◆ DESCRIPTION OF THE TASK ◆
Search the listing for "with" and copy every line where it appears.

Pages as source code
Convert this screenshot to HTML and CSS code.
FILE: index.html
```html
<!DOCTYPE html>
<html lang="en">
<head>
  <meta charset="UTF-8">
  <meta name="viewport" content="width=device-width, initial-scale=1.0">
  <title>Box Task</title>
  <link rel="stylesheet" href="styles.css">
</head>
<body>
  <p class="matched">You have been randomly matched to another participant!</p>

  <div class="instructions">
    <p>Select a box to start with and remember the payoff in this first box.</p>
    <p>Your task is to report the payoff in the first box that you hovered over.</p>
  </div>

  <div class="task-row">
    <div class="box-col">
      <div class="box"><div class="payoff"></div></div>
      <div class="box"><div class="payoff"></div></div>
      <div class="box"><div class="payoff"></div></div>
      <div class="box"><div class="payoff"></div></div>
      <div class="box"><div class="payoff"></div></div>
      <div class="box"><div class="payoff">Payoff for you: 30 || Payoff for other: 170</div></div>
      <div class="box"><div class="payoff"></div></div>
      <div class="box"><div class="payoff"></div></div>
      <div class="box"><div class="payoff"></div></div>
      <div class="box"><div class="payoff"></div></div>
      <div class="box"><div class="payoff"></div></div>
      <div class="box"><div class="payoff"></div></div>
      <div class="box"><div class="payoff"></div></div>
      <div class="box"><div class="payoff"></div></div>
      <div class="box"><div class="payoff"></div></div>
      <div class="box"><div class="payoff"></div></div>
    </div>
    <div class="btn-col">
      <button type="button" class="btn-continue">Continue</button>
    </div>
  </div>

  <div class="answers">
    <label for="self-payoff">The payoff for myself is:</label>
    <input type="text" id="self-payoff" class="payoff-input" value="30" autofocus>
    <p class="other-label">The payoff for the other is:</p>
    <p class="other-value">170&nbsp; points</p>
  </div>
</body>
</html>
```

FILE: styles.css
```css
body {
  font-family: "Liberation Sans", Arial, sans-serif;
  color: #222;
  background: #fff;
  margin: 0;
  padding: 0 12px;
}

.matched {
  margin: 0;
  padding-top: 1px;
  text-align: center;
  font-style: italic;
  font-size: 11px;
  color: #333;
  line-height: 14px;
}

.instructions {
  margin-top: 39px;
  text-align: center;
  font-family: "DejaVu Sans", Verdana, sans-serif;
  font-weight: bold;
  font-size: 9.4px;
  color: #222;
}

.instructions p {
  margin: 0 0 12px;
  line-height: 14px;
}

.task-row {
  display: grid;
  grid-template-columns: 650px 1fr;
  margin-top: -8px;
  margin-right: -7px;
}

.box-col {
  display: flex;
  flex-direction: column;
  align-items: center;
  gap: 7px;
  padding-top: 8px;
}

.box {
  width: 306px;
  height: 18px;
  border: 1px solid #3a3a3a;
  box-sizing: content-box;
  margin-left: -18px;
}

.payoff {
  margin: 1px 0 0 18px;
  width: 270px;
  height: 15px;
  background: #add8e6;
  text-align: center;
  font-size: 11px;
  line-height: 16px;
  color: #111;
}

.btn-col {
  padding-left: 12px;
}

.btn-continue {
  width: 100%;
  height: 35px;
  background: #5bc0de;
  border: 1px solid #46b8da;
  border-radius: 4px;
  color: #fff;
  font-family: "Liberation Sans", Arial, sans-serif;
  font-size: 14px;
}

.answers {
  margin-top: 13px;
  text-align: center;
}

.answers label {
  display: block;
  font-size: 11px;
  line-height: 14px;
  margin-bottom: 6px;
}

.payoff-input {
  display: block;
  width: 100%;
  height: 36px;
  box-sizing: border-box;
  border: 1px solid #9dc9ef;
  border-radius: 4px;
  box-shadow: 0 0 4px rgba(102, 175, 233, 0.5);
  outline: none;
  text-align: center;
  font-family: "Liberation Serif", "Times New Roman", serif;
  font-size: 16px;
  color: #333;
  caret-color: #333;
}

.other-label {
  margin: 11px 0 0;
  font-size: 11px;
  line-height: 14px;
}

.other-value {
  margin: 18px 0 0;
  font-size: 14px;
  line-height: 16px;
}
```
---
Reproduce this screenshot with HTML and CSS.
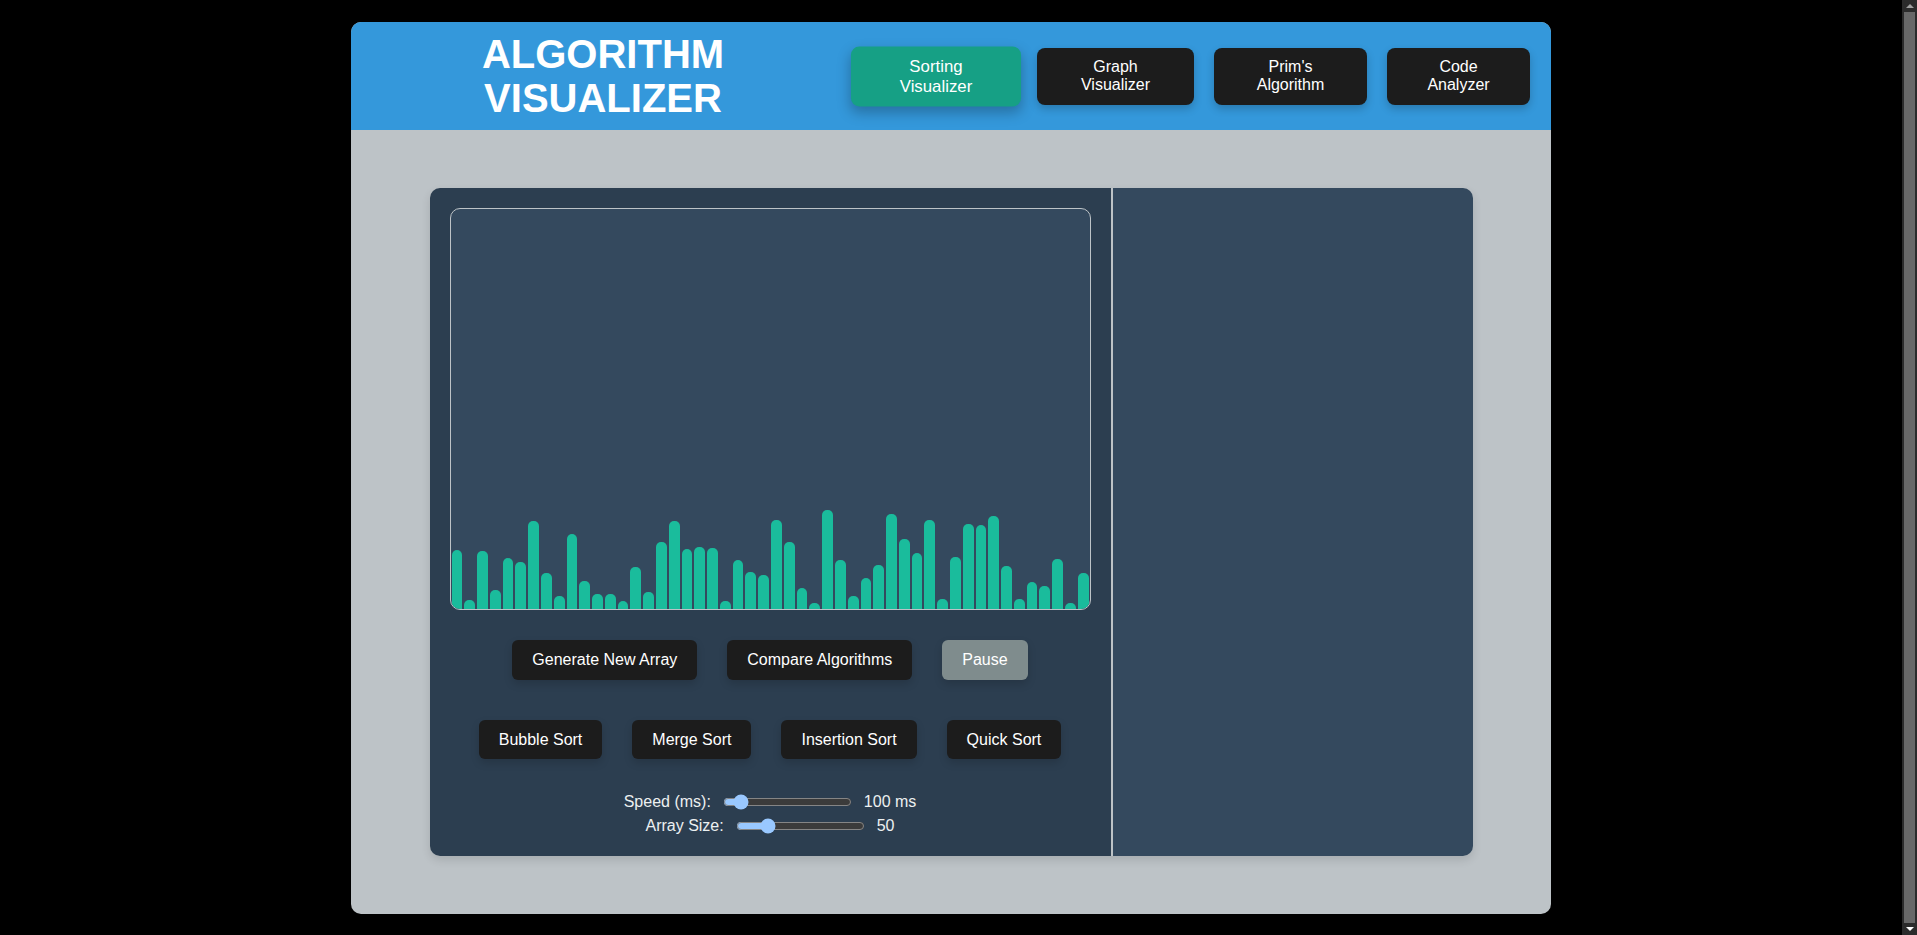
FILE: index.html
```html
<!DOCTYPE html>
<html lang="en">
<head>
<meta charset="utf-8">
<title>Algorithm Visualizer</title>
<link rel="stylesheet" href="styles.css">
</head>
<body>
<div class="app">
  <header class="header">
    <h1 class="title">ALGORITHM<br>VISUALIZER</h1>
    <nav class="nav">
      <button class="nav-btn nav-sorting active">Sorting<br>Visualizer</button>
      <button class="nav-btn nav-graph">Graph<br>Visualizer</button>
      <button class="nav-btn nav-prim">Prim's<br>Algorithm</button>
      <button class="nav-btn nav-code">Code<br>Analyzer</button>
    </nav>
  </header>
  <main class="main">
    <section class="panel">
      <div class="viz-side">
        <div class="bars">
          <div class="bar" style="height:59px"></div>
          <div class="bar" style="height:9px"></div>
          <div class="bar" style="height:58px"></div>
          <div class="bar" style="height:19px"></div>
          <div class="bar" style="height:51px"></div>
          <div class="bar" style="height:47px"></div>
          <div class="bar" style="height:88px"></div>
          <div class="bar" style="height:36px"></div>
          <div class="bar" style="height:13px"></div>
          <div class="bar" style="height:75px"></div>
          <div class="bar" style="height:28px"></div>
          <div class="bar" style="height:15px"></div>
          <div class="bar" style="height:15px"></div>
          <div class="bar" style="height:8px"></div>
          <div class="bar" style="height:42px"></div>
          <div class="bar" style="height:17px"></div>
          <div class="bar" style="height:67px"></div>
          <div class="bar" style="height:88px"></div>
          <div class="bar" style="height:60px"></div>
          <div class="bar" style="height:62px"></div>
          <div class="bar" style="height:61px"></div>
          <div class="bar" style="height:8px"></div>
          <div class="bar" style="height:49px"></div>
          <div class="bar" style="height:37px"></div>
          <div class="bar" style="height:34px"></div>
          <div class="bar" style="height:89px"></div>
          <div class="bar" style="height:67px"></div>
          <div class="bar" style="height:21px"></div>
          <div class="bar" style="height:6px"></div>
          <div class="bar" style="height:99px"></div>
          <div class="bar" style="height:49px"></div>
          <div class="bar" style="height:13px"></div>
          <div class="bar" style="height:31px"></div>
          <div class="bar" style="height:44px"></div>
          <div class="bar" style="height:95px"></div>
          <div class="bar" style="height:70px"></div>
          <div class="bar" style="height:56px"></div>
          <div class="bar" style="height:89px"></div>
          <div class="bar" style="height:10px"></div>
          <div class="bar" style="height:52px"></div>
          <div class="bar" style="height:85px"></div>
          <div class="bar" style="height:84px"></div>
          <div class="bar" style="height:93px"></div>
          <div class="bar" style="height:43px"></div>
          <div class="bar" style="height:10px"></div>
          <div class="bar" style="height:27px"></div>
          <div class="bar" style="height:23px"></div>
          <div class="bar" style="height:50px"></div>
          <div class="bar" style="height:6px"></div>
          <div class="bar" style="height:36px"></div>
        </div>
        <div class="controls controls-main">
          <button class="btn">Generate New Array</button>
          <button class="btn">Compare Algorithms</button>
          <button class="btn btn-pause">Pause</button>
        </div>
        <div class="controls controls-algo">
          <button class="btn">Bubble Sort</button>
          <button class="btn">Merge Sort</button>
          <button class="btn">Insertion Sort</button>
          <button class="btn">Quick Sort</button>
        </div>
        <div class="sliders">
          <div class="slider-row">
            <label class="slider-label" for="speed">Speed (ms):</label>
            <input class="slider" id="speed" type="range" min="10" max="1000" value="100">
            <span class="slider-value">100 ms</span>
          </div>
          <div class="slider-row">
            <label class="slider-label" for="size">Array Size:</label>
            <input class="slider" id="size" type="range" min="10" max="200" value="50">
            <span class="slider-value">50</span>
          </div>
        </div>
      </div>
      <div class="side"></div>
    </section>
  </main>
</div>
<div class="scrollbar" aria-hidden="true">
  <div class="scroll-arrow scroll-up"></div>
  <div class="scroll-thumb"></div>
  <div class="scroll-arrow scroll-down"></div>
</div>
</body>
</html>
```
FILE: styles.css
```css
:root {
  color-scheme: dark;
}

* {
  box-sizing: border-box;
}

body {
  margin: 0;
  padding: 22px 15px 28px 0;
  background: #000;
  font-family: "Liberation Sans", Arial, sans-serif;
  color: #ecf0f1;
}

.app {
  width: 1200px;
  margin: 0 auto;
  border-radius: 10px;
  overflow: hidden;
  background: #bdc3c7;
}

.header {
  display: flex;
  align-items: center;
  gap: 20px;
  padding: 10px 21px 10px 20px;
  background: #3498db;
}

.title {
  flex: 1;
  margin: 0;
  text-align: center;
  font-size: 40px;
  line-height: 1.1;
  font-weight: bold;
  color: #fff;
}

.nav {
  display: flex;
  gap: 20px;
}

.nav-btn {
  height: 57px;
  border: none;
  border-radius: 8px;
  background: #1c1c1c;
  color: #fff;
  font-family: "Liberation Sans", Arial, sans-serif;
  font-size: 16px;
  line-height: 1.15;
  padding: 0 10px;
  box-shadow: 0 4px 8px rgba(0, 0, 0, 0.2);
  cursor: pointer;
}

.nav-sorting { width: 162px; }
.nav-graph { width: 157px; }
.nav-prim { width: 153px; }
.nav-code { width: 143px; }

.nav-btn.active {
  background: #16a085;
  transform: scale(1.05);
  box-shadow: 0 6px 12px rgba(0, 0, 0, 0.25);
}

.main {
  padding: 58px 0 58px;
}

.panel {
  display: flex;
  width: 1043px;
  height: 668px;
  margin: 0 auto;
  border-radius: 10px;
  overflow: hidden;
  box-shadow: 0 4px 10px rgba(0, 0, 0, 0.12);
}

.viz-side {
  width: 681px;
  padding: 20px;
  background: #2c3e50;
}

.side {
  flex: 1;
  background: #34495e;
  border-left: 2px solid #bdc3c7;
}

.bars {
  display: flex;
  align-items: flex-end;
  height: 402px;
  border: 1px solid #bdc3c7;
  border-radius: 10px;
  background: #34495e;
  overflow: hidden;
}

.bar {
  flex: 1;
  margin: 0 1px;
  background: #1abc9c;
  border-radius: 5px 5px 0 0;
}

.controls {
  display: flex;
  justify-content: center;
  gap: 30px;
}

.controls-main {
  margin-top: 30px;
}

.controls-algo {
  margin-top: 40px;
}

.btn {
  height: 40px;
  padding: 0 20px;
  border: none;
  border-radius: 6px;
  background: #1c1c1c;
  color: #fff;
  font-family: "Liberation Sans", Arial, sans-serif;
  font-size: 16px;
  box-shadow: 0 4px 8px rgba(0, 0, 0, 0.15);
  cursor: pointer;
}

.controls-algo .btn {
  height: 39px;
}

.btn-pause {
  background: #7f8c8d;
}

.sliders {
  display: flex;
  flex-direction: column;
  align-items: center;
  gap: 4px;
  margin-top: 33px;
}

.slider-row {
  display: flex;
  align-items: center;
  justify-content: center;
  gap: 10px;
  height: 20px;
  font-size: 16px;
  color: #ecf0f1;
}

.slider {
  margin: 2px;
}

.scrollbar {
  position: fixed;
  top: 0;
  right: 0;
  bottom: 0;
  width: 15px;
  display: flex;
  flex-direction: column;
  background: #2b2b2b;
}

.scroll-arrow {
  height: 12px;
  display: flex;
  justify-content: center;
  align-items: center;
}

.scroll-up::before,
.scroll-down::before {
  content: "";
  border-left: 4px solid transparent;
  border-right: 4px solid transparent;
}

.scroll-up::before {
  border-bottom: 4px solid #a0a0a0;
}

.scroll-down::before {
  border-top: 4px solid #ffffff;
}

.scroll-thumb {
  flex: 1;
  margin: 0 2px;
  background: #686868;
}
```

◆ REPLY TO THE TASK ◆
    <p>Select a box to start with and remember the payoff in this first box.</p>
Reproduce this screenshot with HTML and CSS.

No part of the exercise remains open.